I’ve been reading this book for a few weeks. (…) It’s definitely readable, I have just had to read one chapter at a time and let the “laws” sink in one at a time before exploring the next. It shifts the thinking about the universe and our place in it. Rather than approach us as “stardust” or inconsequential, it challenges the individual to see that we are the center of OUR universe and we have to deliberately create what surrounds us and what is inside of us…it’s a chicken/egg kind of thing that takes some philosophical thought to digest. Very fun reading! 

Scott Blevins:

I have read this book many times because the words awaken something in my soul that has always been there.
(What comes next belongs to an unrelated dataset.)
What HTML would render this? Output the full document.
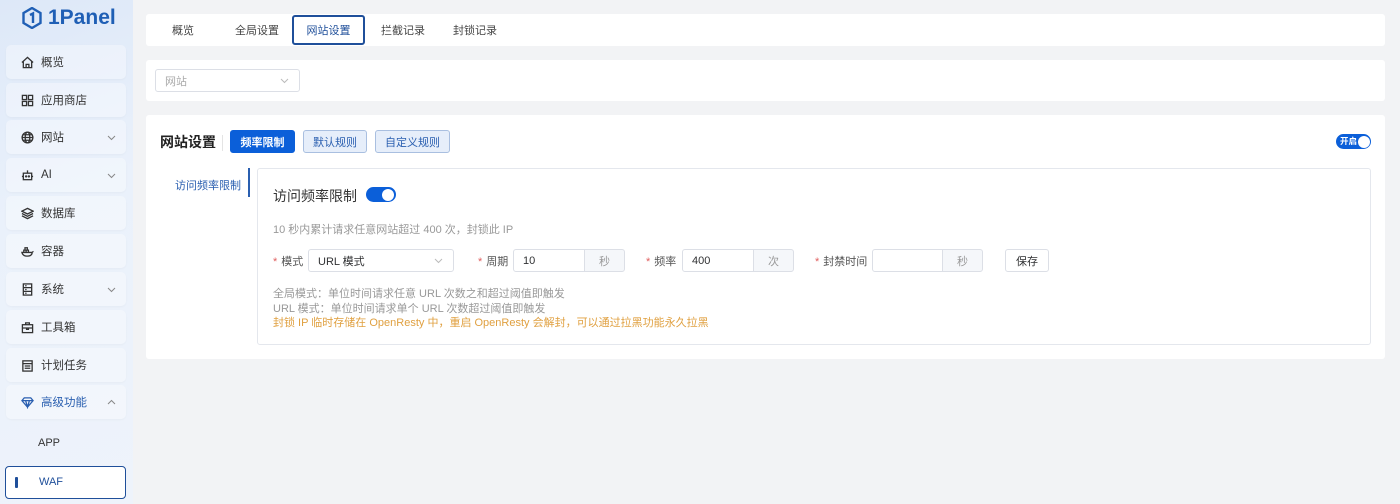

If you believe what Mr. Chopra says then that is all that matters. If you think it is bunk, then that is all that matters as well. The power of ones belief is EVERYTHING. It can change lives, conquer countries, kill millions, or deliver someone from the depths of hell to the gates of heaven. It can also do absolutely nothing–depending on the believer and what is believed.

Butler Bowdon:

Despite its source in Vedic philosophy, Chopra’s short masterpiece could with some reason be called the Think and Grow Rich of the 1990s. Chopra’s ‘Field of Pure Potentiality’ and Napoleon Hill’s ‘Infinite Intelligence’, for instance, are quite similar concepts, emphasizing attunement with the non-material realm as the key to worldly success. While Napoleon Hill’s work arose out of the simple American obsession with money, The Seven Spiritual Laws draws from Eastern thought and quantum physics, and the notion that power derives from stillness. Chopra goes beyond money to show us what abundance means.